§ DIRECTION
Only the number is wanted: tally the lines below that contain the word "html".
======== SUPPLIED DATA
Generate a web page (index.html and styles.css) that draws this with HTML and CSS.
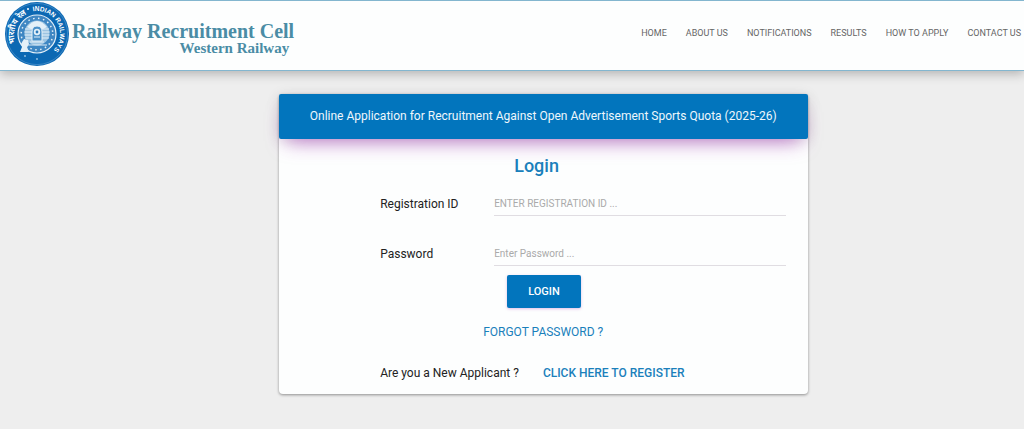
FILE: index.html
```
<!DOCTYPE html>
<html lang="en">
<head>
  <meta charset="UTF-8">
  <meta name="viewport" content="width=device-width, initial-scale=1">
  <title>Railway Recruitment Cell - Western Railway</title>
  <link rel="stylesheet" href="styles.css">
</head>
<body>
  <header class="navbar">
    <a class="brand" href="#">
      <svg class="brand-logo" viewBox="0 0 64 64" role="img" aria-label="Indian Railways">
        <defs>
          <path id="arc-right" d="M 28 9.3 A 23 23 0 0 1 44 51.6"/>
          <path id="arc-left" d="M 10.7 40.6 A 23 23 0 0 1 27 9.5"/>
        </defs>
        <circle cx="32" cy="32" r="32" fill="#0b68b3"/>
        <circle cx="32" cy="32" r="30.6" fill="none" stroke="#5b9bd0" stroke-width="0.6"/>
        <circle cx="32" cy="32" r="19" fill="#3f87c3" stroke="#e4f0f8" stroke-width="1.2"/>
        <circle cx="32" cy="32" r="15.8" fill="none" stroke="#e4f0f8" stroke-width="1.5" stroke-dasharray="1.5 3.5"/>
        <circle cx="32" cy="31" r="12.5" fill="#9cc4e2"/>
        <path d="M20 27h24M19.5 30h25M19.5 33h25M20 36h24" stroke="#e4f0f8" stroke-width="1"/>
        <path d="M22 25q10-12 20 0l-4 2H26z" fill="#e4f0f8"/>
        <path d="M27 39V30q0-6 5-6t5 6v9z" fill="#4a90c8" stroke="#e4f0f8"/>
        <circle cx="32" cy="30" r="3.2" fill="#e4f0f8"/>
        <circle cx="32" cy="30" r="1.4" fill="#2b79ba"/>
        <path d="M29 35h6M25 40h14M22 43h20" stroke="#e4f0f8" stroke-width="1.2"/>
        <path d="M15 50l2-5-1-3 3-5 4 1 1 4-2 3 2 5z" fill="#e4f0f8"/>
        <circle cx="23" cy="7" r="1" fill="#fff"/>
        <circle cx="20" cy="54" r="0.9" fill="#9cc4e2"/>
        <circle cx="32" cy="57" r="0.9" fill="#9cc4e2"/>
        <text class="logo-text"><textPath href="#arc-right">INDIAN RAILWAYS</textPath></text>
        <text class="logo-text logo-text-hi"><textPath href="#arc-left">भारतीय रेल</textPath></text>
      </svg>
      <span class="brand-text">
        <span class="brand-name">Railway Recruitment Cell</span>
        <span class="brand-zone">Western Railway</span>
      </span>
    </a>
    <nav class="nav-links">
      <a href="#">HOME</a>
      <a href="#">ABOUT US</a>
      <a href="#">NOTIFICATIONS</a>
      <a href="#">RESULTS</a>
      <a href="#">HOW TO APPLY</a>
      <a href="#">CONTACT US</a>
    </nav>
  </header>

  <main class="card">
    <div class="card-header">Online Application for Recruitment Against Open Advertisement Sports Quota (2025-26)</div>
    <form class="login-form">
      <h1>Login</h1>
      <div class="form-row">
        <label for="regid">Registration ID</label>
        <input id="regid" type="text" placeholder="ENTER REGISTRATION ID ...">
      </div>
      <div class="form-row">
        <label for="password">Password</label>
        <input id="password" type="password" placeholder="Enter Password ...">
      </div>
      <button class="btn-login" type="submit">LOGIN</button>
      <a class="forgot" href="#">FORGOT PASSWORD ?</a>
      <div class="register-row">
        <span>Are you a New Applicant ?</span>
        <a href="#">CLICK HERE TO REGISTER</a>
      </div>
    </form>
  </main>
</body>
</html>
```
FILE: styles.css
```
* {
  box-sizing: border-box;
}
body {
  margin: 0;
  min-height: 100vh;
  background: #eee;
  color: #222;
  font-family: Roboto, Arial, sans-serif;
  font-size: 12px;
}
a {
  color: #1a80bb;
  text-decoration: none;
}
.navbar {
  display: flex;
  align-items: center;
  justify-content: space-between;
  padding: 1px 3px 4px 5px;
  background: #fdfefe;
  border-top: 1px solid #83b6cf;
  border-bottom: 1px solid #83b6cf;
  box-shadow: 0 3px 10px rgba(0, 0, 0, 0.25);
}
.brand {
  display: flex;
  align-items: center;
  gap: 3px;
}
.brand-logo {
  width: 64px;
  height: 64px;
}
.logo-text {
  fill: #fff;
  font-family: "Liberation Sans", sans-serif;
  font-size: 6.5px;
  font-weight: bold;
}
.logo-text-hi {
  font-size: 8px;
}
.brand-text {
  display: flex;
  flex-direction: column;
  align-items: flex-end;
  padding: 9px 3px 0 0;
  color: #4a8ca5;
  font-family: "Liberation Serif", "Times New Roman", serif;
  font-weight: bold;
}
.brand-name {
  font-size: 20px;
  line-height: 19px;
}
.brand-zone {
  padding-right: 5px;
  font-size: 15px;
  line-height: 15px;
}
.nav-links {
  display: flex;
  gap: 19px;
  padding-bottom: 3px;
}
.nav-links a {
  color: #666;
  font-size: 9px;
}
.card {
  width: 51.7%;
  margin: 23px 0 0 27.2%;
  background: #fdfefe;
  border-radius: 4px;
  box-shadow: 0 1px 3px rgba(0, 0, 0, 0.4);
}
.card-header {
  padding: 14px;
  background: #0275bd;
  border-radius: 2px;
  box-shadow: 0 10px 20px -8px rgba(156, 39, 176, 0.6), 0 2px 14px rgba(0, 0, 0, 0.12);
  color: #eef7fc;
  line-height: 17px;
  text-align: center;
}
.login-form {
  display: flex;
  flex-direction: column;
  padding: 16px 22px 12px 19.2%;
}
h1 {
  align-self: flex-start;
  margin: 0 0 15px 134px;
  color: #1a80bb;
  font-size: 18px;
  font-weight: 500;
  line-height: 22px;
}
.form-row {
  display: flex;
  margin-bottom: 26px;
}
.form-row label {
  width: 114px;
  line-height: 24px;
}
.form-row input {
  flex: 1;
  min-width: 0;
  height: 24px;
  padding: 0;
  background: none;
  border: none;
  border-bottom: 1px solid #e0dde2;
  font-family: inherit;
  font-size: 10px;
}
.form-row input:focus {
  border-bottom-color: #0275bd;
  outline: none;
}
.form-row input::placeholder {
  color: #aaa;
}
.btn-login {
  align-self: flex-start;
  margin: -17px 0 0 127px;
  padding: 8px 21px;
  background: #0275bd;
  border: none;
  border-radius: 2px;
  box-shadow: 0 1px 3px rgba(156, 39, 176, 0.3);
  color: #fff;
  cursor: pointer;
  font-family: inherit;
  font-size: 11px;
  font-weight: 500;
  line-height: 17px;
}
.forgot {
  align-self: flex-start;
  margin: 16px 0 24px 103px;
  line-height: 16px;
}
.register-row {
  display: flex;
  gap: 24px;
  line-height: 18px;
}
.register-row a {
  font-weight: 500;
}
```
================
§ SOLUTION TO THIS PROBLEM
5